We need to remember Herman Ebbinghaus' findings from 1885 - 125 years ago - that on average we will forget about 50% of what we've 'learned' within 60 minutes if the information has no context and we don't have the opportunity to reinforce it through practice.

The core skills we need

So, what are the core skills we need to help people develop so they can operate in this ocean of information?

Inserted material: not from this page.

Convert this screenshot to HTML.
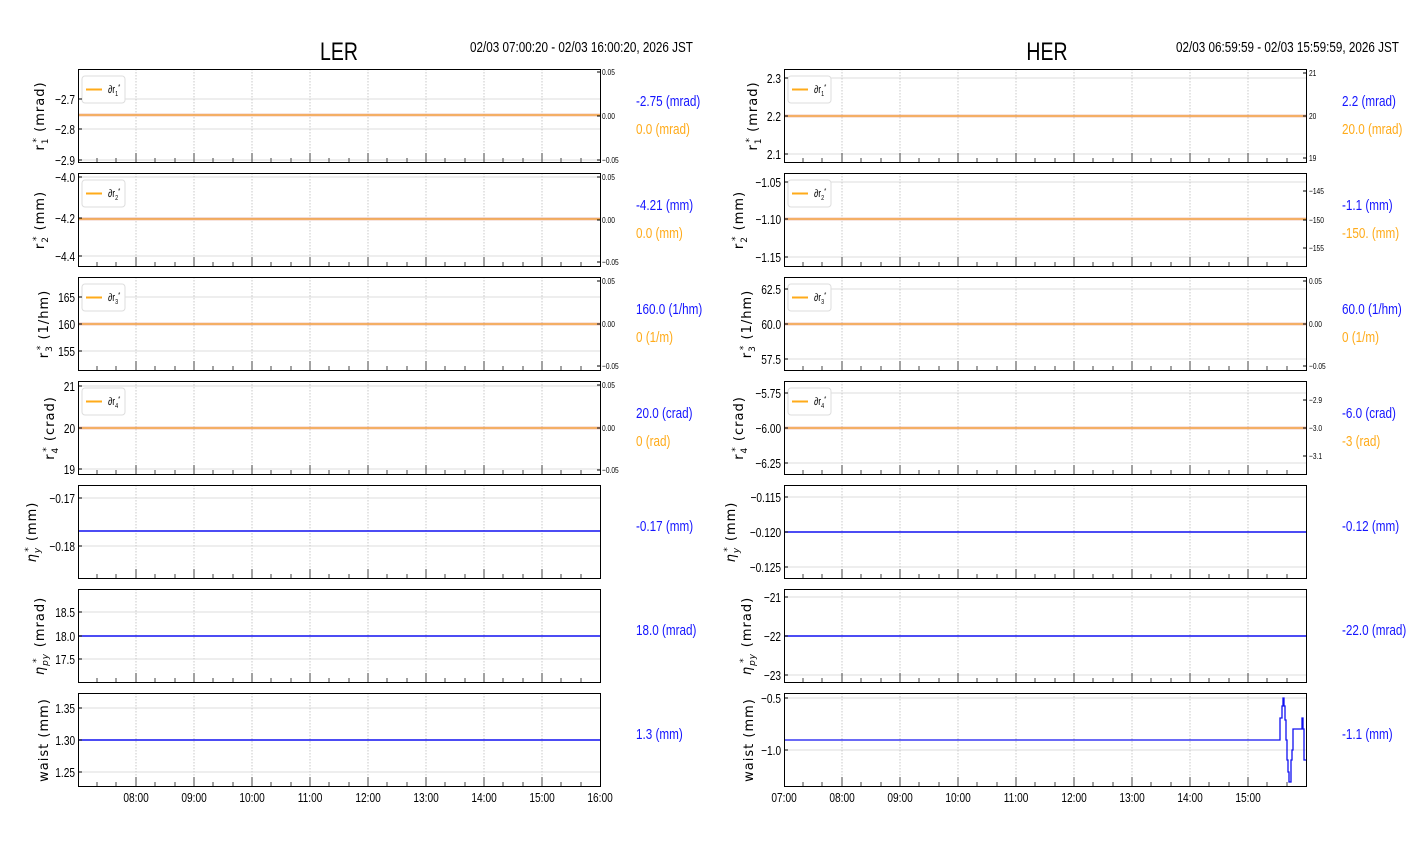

To be honest, I don't have a definitive list. But I think I know some of the capabilities L&D should focus on. If we help people develop these, at least they'll be on a solid footing to extract positive and practical use from the volumes of information they come across each day:

Search and 'find' skills To find the right information when it's needed
Critical thinking skills To extract meaning and significance
Creative thinking skills To generate new ideas about, and ways of, using the information
Analytical skills To visualise, articulate and solve complex problems and concepts, and make decisions that make sense based on the available information
Networking skills

To identify and build relationships with others who are potential sources of knowledge and expertise, within and outside the organisation

People skills

To build trust and productive relationships that are mutually beneficial for information sharing

Logic To apply reason and argument to extract meaning and significance
A solid understanding of research methodology To validate data and the underlying assumptions on which information and knowledge is based

Of course there will be other core context-focused skills that people need to learn. They will tend to be complex skills that need lots of guided practice to master.

However, that doesn't change the fact that, going forward, L&D will need to focus less on content and more on developing core capabilities and skills.